Y como los tiempos cambian que es una barbaridad, he ido abriendo el foco para comentar las producciones --filmes y series-- de las plataformas digitales: Fe de etarras, Roma, Euphoria, El irlandés, Normal people.

Por último, ahí queda la serie sobre los estilos cinematográficos (que me empeñé en que abarcara hasta el cine más reciente), donde he podido exponer ordenadamente --gracias a los libros de David Bordwell, que me han servido de armazón sobre el que he ido añadiendo mis (escasas) aportaciones-- muchas de las ideas y premisas que han rondado el trastero de mi mente desde que empecé a interesarme por el cine. Creo que es mi aportación más relevante de estos diez años (especialmente mi extravagante teoría termodinámica del arte), la cual se prolongó desde febrero de 2014 hasta septiembre de 2018. Compendio de mis obsesiones teóricas, homenaje a Bordwell y legado casi definitivo sobre mi propia idea de la evolución de la narración cinematográfica. También me ha dado tiempo para ajustar cuentas con los métodos y técnicas de la crítica cinematográfica en una curiosa y desconcertante trilogía. Y por supuesto, como un reloj atómico, cada febrero, mi quiniela abierta sobre los Oscar, una tradición fraterna que hace tiempo que dio el salto más allá del entorno doméstico...

Durante este tiempo, sin proponérmelo, me he topado con las filmografías de Greta Gerwig, Mia Hansen-Løve y de Noah Baumbach, las cuales he completado de forma casi compulsiva. De ellas, me atraen sus estilos y puntos de vista sobre las cosas y su forma entre surreal, sensible y humorística de relatar lo cotidiano. De Baumbach, en cambio, me deslumbra la mezcla de hallazgos y detalles narrativos de su trilogía Frances Ha, Mientras seamos jóvenes y Mistress America (ésta última mi favorita absoluta.
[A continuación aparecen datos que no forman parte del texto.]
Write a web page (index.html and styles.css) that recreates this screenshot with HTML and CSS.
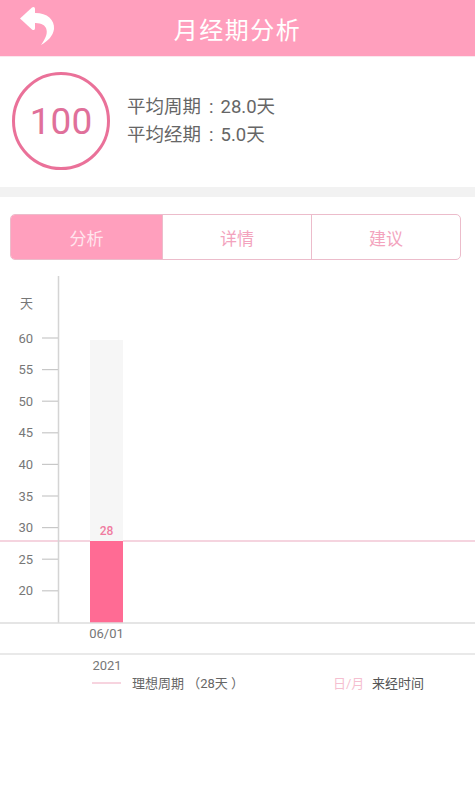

Sencillamente, roza la perfección). Los tres, ahora mismo, son una referencia para mis valoraciones y nuevos descubrimientos. Y por último las películas que más me han impactado y, por tanto, he revisado más veces: Tres anuncios a las afueras, Nomadland, The Florida Project y Burning. El cine no es, de ninguna de las maneras, un arte acabado.


Dos décadas de cine en la retina dan para mucho, pero no me han parecido suficiente. Mi curiosidad me hace buscar, probar, dar tumbos, contradecirme...; ver películas porque las mencionan en un artículo, en una entrevista, en un programa, en redes sociales, recomendaciones de amigos y conocidos, en otra película... Es imposible que, en conjunto, toda esa lista de títulos, con la necesaria perspectiva, no revele un patrón muy claro: el eclecticismo, el deseo de probarlo todo (aunque sólo sea una vez). Y el ansia de no querer esperar para poner por escrito una idea, una reflexión, un juicio, un axioma, una frase sugerente..., y que me llevan a escribir en cualquier parte y sobre cualquier soporte; sin transición, sin prolegómenos, sin preocuparme dónde esté. Escribo con ese miedo irracional a olvidar lo que se quiere decir, a no volcar la inspiración tal como vino a la mente, sin dejar nada, con todos los matices, con las palabras exactas y adecuadas. Apunto cuatro cosas, esbozo un esquema mínimo y hala, a reposar. Es curioso como, días después, mi mente rellena con facilidad unos huecos que me parecían imposibles de convertir en algo argumentado y con sentido. Otras veces, todo esto brota de golpe y entonces dejo prácticamente lista la crónica en apenas quince minutos, pendiente de un pulido mínimo y preparada para publicar. En una palabra, la inspiración...

La cosa es que ya no sé ver una película que me gusta sin componer mentalmente fragmentos del texto que pienso escribir, por eso cada vez se espacian más y más las entradas. Lo que nunca, nunca, he experimentado es hartazgo o cansancio ante la perspectiva de nuevos títulos por conocer, nuevos fetiches, nuevos hallazgos. Soy quien soy por muchas cosas que me han pasado en la vida, pero también por culpa del cine, que ha moldeado unas cuantas facetas de mi carácter.

Ya acabo (textos como este sólo se escriben una vez cada diez años, así que más vale no dejarse nada en el tintero): encaro esta tercera década de Sesión discontinua en un blog que apenas presenta ya novedades funcionales y de aspecto, pero que no deja de cambiar en su propuesta de textos repletos de ganas de compartir teorías, juicios, confidencias, excursos y, por qué no, algo de humor, sentimentalismo, ironía y nostalgia. ¡Este 2023 brindo porque sigamos leyéndonos otros diez años en Sesión discontinua!